Mamane Sani et Son Orgue, recorded live on his workstation, Niamey, 2012.
Haïdara and Abdoulaye live with their friends in a compound on the fringes of Niamey, the capital of Niger. The two concrete buildings house perhaps thirty students who have come here to attend the University. They are all from the town of Timia, an oasis in the Aïr mountains far up into the North of Niger. They are all here to study.
Though Niger is in theory one country, there remains divisions between the North and South – and huge differences between the cities and the country. As representatives of Timia, the student group is, in essence, a community in exile. Like immigrants living abroad, they maintain their connection to their home, visiting on vacations, and collectively forging a small enclave of Northerners. Although far removed, here they have the benefits of a global connectivity with regular access to the internet – in fact, I first meet the group via Facebook, who knowing of my impending visit, send me a short audio recording of Haïdara and Abdoulaye playing guitar.
When we do finally meet, we are received with some fanfare. Nearly all of the students living in the house are crammed into one of the rooms to receive us – though I suspect more for Ahmed, from Amanar, whose stardom precedes him. His sometimes cynical lyrics chastise the powerful and corrupt and demand the creation of a Tuareg class of intellectuals, and we are at the exact people that he’s trying to reach. While Haïdara and Abdoulaye play guitar (perhaps more for Ahmed then for me) a youth named Adouma scrolls through a Word document on his laptop, anxious to share on of his projects. Contingent with his studies at the university, he has written a textbook with audio lessons for the Tamashek language of Niger, with accompanying Tifinagh.
In the North, the road to prosperity has been limited to a few options – the unpredictable tourist industry, the long shot musical career, competitive posts in the numerous NGOs, or dangerous black market smuggling. One of the continued complaints in the North is directed at the lack of education and opportunity – not always eloquently manifested, but expressed in a constant series of rebellions over the past decades.

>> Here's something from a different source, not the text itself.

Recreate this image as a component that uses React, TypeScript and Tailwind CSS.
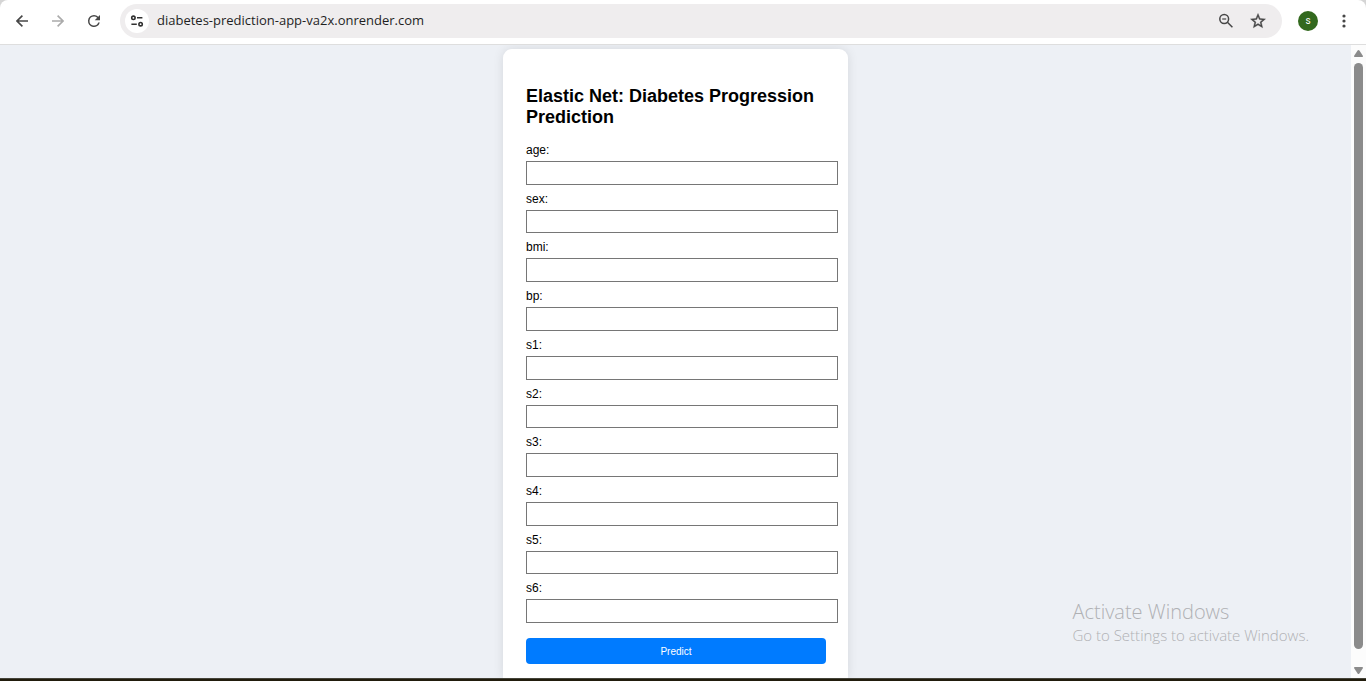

When I lived in pre-rebellion Kidal, I regularly met with youth who would become instrumental in the overthrow of the Malian state, particularly in the utilization of technology to distribute their message. In a cyber cafe of the now defunct Maison de Luxembourg, I watched what would become an MNLA website launched on blogspot. Even then, the youth were ready for revolution, enamored with Che Guevara and inspired by the idealism of youth culture. They were already beyond peaceful reconciliation, products of Northern schools that for the most part, ignored them. Teachers from the capital, assigned to these outposts, were unable to speak Tamashek and even the most dedicated could be forgiven in their aparthy – sent to unfamiliar territories, with little or no support from the capital, they too were far from their families. Needless to say, Tuareg culture was not taught. I visited the Kidal high school library, and could not find a single book referencing the Tuareg. When I suggested to the soon to be revolutionaries that they compose an open letter to the Minister of Education demanding support and books, the idea seemed too small and inconsequential. Growing up in the shadow of Bamako, the Northern territories had too long existed in limbo, and their big dreams demanding big ideas.
While post rebellion Niger has followed a much different route, the student group from Timia is hopeful, a model of a new class that may usher in changes in the North countries. As ambassadors, or immigrants in exile, they remain “enfants de Timia”. While Haidara and Abdoulaye play guitar, their compositions are not remarkable for their unique style – but in their purposeful nostalgia creating an oasis in the capital. It is not just symbolic, but a very real and pragmatic collective environment where resources are pooled to support one another in their struggle.
When Ahmed is out of the room, the students whisper to one another, finally asking if Ahmed will play a song. I ask him, but he politely refuses to their disappointment (though they do their best to hide it, and are somewhat allayed by a group photograph with the star). When we leave, I ask him why he wouldn’t play, and why he seemed discouraged. But it was March, the rebellion had just begun in Mali, and his family was left behind. The message that was so readily embraced by the students of Timia had not been heard at his home in Kidal, and now a war was raging.